_EXERCISE DETAILS:_
Filter the entries and keep only the lines where the string "this" appears.

_SUPPLIED ENTRIES:_
- - -
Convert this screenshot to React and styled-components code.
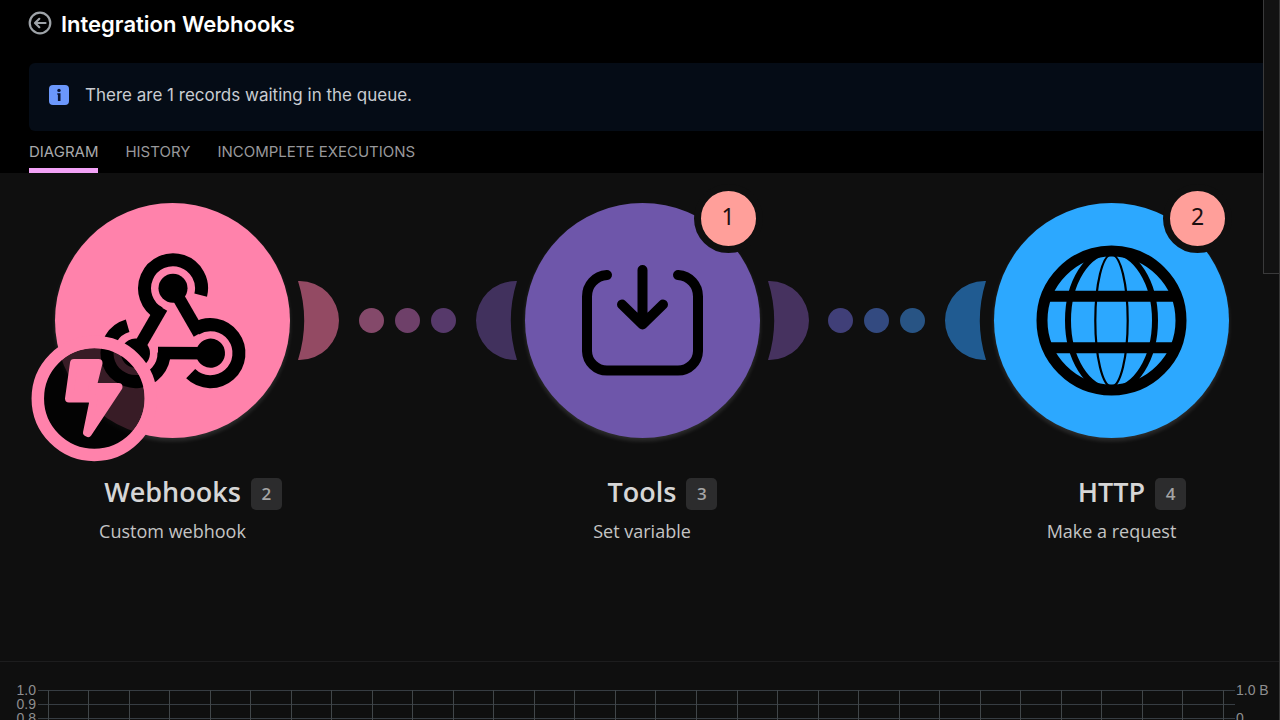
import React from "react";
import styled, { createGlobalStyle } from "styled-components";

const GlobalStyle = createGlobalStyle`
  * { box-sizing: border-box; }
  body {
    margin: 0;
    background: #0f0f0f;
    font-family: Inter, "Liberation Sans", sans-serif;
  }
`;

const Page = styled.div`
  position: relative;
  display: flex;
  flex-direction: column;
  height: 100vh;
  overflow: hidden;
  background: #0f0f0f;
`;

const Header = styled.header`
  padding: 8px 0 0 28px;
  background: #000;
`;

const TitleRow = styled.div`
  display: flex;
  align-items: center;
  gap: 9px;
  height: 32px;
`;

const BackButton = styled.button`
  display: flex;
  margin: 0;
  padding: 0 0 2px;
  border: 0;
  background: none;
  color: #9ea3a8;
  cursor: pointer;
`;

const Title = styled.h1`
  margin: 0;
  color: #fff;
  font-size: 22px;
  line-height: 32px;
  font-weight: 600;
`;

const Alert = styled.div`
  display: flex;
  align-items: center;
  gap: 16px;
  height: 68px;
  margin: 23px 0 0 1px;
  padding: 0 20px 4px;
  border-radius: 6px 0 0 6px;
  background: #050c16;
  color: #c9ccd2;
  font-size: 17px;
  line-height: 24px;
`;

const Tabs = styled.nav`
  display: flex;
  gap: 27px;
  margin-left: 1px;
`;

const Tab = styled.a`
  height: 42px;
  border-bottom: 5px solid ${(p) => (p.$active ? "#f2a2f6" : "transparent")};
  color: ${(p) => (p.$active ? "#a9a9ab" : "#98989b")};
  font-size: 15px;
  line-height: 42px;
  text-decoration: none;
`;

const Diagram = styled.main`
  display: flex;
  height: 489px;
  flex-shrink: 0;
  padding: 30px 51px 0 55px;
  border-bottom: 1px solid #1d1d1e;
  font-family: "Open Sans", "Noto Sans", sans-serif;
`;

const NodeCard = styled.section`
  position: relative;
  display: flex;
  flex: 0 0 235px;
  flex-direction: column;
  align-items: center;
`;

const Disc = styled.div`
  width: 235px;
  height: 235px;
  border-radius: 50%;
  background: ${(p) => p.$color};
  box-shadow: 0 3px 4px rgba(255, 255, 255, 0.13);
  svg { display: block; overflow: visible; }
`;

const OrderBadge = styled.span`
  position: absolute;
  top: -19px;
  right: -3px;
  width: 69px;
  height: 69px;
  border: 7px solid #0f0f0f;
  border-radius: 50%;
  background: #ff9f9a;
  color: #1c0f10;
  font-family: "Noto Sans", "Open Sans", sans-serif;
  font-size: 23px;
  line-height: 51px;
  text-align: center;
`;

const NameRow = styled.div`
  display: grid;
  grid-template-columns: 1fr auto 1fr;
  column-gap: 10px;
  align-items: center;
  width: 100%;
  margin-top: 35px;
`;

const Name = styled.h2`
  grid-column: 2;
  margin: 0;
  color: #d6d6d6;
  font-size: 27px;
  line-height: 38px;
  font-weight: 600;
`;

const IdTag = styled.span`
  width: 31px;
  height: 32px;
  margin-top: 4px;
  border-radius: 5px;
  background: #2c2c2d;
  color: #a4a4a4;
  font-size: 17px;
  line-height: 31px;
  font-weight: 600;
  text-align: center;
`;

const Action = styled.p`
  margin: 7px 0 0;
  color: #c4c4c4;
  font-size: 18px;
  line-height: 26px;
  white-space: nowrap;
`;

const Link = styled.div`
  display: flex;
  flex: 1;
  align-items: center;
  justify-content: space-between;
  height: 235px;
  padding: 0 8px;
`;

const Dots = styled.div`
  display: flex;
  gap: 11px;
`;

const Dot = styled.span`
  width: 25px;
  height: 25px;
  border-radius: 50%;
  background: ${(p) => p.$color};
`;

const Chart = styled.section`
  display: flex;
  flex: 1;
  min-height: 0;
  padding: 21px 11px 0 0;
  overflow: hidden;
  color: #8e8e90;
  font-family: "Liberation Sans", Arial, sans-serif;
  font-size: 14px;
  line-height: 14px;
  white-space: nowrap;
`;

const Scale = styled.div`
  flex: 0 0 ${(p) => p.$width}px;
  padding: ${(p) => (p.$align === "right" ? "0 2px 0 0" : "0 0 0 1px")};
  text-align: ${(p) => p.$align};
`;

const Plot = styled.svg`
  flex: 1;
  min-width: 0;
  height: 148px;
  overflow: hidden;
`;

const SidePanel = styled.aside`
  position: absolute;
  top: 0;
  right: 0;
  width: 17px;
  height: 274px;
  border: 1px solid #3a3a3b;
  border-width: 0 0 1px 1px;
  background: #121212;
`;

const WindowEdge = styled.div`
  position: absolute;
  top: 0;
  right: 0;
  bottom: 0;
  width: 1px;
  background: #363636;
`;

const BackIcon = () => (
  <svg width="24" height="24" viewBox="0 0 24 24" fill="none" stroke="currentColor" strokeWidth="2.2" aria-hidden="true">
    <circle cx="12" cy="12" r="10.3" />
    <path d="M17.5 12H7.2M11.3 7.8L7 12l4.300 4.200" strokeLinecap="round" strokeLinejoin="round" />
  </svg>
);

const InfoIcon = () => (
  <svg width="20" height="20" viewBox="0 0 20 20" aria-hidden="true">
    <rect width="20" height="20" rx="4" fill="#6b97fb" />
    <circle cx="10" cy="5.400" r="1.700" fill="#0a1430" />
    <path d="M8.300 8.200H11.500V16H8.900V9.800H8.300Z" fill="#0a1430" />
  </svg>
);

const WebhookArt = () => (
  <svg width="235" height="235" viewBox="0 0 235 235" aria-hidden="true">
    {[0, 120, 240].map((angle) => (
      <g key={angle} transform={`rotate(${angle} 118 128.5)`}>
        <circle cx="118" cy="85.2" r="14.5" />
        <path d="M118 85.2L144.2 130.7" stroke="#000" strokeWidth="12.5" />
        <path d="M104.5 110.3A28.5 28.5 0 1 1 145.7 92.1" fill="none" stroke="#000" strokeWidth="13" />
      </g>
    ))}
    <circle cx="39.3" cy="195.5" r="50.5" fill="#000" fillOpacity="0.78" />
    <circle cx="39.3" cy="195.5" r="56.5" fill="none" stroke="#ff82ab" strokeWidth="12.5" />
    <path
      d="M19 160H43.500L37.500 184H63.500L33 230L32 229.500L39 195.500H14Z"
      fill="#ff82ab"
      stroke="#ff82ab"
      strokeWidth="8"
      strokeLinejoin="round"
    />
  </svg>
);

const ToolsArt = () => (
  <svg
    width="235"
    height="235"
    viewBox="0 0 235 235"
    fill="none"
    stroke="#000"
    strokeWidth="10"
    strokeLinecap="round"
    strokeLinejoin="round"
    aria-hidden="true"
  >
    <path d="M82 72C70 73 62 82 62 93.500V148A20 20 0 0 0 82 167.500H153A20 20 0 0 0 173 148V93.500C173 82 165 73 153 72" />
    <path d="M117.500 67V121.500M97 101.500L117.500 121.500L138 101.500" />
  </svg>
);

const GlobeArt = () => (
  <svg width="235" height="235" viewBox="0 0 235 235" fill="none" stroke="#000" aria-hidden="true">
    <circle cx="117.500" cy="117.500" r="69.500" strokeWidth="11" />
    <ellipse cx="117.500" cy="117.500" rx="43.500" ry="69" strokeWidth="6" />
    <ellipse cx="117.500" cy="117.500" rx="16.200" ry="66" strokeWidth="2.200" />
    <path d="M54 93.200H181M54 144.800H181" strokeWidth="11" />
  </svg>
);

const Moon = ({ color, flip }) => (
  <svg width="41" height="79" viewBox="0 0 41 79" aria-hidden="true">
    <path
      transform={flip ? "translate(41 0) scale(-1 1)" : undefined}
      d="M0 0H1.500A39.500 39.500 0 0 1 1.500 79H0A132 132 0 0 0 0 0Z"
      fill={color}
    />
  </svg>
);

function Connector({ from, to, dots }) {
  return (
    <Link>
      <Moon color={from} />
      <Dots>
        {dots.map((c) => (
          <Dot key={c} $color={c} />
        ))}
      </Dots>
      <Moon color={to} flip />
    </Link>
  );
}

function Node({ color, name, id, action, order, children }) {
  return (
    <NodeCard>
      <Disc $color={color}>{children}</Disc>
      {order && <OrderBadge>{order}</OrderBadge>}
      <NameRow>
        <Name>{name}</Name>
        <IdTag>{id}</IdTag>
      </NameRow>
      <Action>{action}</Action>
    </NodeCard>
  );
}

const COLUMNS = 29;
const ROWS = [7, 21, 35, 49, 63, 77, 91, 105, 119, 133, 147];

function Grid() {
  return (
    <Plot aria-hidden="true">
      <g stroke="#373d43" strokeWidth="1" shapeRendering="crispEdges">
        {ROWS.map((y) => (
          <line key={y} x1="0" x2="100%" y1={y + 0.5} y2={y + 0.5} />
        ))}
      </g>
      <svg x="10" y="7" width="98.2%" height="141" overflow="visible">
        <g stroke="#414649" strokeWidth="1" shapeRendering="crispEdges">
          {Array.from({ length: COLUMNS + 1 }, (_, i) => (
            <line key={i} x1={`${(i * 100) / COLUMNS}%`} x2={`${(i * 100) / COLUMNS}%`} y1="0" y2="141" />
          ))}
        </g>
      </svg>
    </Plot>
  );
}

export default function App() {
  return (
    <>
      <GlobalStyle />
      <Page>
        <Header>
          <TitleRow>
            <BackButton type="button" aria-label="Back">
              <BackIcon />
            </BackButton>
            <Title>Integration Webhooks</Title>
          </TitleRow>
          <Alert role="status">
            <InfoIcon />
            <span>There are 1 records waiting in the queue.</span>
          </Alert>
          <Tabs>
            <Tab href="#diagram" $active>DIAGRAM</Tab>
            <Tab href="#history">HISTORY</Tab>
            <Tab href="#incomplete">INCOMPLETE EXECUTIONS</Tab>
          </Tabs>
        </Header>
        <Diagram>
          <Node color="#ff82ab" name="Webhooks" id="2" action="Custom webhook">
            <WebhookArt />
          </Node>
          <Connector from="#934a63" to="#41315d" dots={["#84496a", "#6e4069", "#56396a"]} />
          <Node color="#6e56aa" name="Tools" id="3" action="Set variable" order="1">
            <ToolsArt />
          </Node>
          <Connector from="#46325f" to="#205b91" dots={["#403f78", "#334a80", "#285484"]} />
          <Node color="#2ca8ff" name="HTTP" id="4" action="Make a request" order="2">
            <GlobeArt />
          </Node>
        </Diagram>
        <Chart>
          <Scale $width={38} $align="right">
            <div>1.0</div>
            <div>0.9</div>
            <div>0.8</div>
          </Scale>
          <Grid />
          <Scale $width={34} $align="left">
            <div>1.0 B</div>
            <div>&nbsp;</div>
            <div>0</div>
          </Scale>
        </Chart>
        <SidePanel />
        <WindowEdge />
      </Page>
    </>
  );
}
- - -
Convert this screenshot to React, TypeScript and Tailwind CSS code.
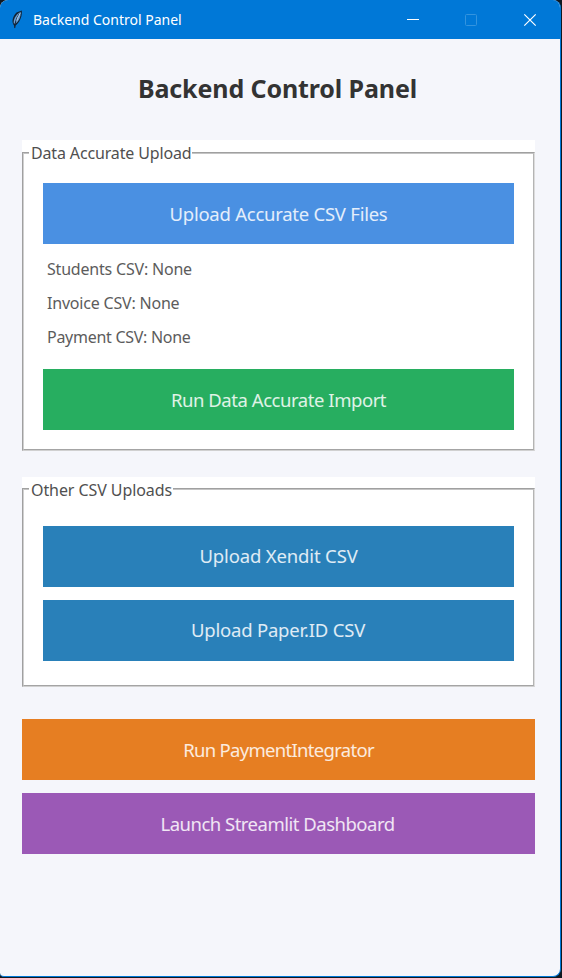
- - -
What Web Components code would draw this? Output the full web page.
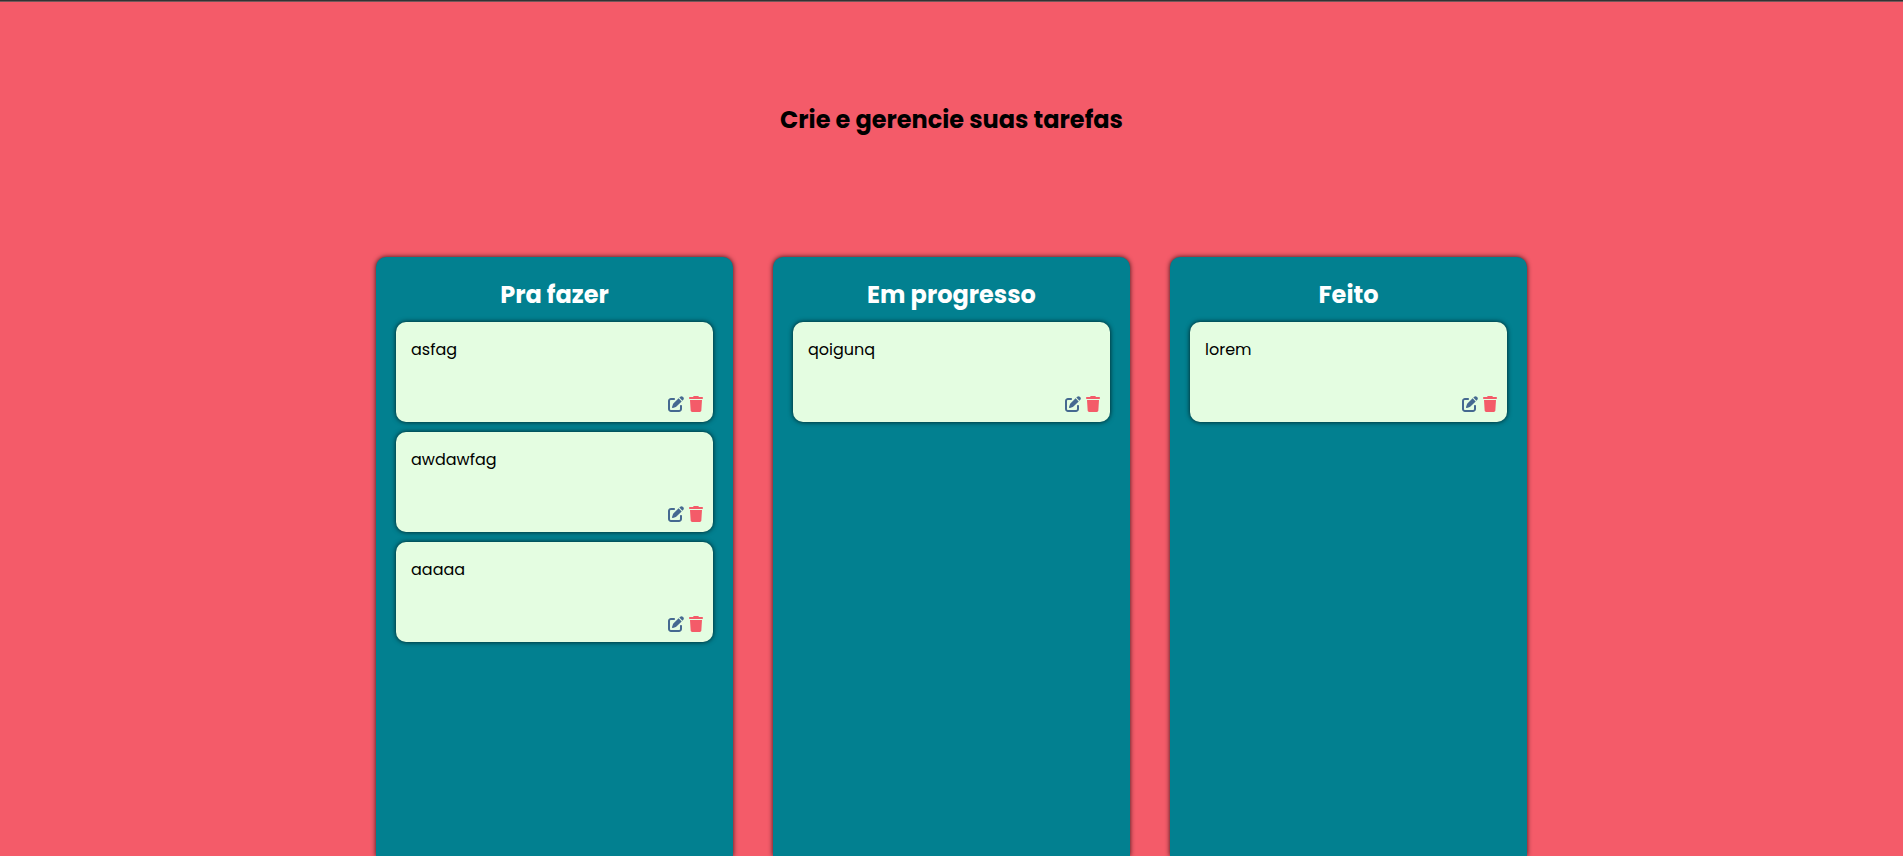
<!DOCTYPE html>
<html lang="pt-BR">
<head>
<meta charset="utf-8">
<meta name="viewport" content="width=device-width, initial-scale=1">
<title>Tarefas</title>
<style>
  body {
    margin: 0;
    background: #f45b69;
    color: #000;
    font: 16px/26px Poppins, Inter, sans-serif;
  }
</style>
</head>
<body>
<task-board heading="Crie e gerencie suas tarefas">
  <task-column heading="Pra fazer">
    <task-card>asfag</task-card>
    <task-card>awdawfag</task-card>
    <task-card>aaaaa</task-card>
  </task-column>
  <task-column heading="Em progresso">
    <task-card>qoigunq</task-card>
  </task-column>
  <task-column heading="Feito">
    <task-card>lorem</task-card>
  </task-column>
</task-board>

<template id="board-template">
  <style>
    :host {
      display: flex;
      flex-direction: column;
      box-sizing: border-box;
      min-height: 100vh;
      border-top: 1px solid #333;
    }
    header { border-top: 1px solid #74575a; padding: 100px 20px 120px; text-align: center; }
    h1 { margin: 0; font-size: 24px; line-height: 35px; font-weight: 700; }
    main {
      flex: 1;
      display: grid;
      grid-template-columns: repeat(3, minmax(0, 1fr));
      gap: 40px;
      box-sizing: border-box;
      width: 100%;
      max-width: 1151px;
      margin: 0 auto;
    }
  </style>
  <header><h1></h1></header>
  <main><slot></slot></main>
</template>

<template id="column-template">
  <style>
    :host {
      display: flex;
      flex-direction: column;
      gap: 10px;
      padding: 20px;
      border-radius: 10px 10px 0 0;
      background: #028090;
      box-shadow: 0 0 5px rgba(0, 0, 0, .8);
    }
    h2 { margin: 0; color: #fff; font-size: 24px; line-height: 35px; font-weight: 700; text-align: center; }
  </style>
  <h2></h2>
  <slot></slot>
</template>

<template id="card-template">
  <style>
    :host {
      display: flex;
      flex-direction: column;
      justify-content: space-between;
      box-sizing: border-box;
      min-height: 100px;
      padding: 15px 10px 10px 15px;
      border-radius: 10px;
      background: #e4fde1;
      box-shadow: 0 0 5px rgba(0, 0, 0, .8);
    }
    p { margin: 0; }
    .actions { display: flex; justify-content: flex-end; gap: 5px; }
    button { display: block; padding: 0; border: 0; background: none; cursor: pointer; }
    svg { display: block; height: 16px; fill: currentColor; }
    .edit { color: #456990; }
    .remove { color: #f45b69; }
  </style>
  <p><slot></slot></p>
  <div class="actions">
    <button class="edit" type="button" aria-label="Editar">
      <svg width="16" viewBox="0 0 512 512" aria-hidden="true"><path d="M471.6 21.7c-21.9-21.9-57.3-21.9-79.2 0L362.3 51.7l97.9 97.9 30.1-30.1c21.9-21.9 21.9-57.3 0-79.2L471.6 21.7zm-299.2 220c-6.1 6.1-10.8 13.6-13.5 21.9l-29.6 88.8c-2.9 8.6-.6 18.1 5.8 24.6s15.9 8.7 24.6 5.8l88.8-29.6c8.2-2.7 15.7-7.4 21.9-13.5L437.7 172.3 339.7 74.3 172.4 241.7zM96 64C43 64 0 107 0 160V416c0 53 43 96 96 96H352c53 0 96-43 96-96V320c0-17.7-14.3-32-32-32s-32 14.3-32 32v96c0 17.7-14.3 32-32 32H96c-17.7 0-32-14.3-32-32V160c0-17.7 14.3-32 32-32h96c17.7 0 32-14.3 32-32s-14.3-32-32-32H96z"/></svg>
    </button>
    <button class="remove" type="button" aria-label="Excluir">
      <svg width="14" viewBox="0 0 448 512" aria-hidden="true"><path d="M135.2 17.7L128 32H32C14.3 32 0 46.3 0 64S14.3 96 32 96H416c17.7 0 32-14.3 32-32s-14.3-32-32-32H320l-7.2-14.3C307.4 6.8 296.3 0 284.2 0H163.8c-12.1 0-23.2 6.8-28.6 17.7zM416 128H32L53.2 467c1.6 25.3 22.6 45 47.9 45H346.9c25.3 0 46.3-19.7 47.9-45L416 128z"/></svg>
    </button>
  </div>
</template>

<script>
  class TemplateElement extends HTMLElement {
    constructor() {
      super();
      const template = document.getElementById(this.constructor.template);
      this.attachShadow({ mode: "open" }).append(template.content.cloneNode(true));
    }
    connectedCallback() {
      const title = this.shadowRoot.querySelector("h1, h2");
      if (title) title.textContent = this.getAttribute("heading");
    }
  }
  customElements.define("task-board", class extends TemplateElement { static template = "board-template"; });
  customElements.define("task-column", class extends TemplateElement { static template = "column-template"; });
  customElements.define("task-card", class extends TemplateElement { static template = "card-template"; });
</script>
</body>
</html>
- - -
_THE ANSWER:_
Convert this screenshot to React and styled-components code.
Convert this screenshot to React, TypeScript and Tailwind CSS code.
What Web Components code would draw this? Output the full web page.
      const template = document.getElementById(this.constructor.template);
      this.attachShadow({ mode: "open" }).append(template.content.cloneNode(true));
      const title = this.shadowRoot.querySelector("h1, h2");
      if (title) title.textContent = this.getAttribute("heading");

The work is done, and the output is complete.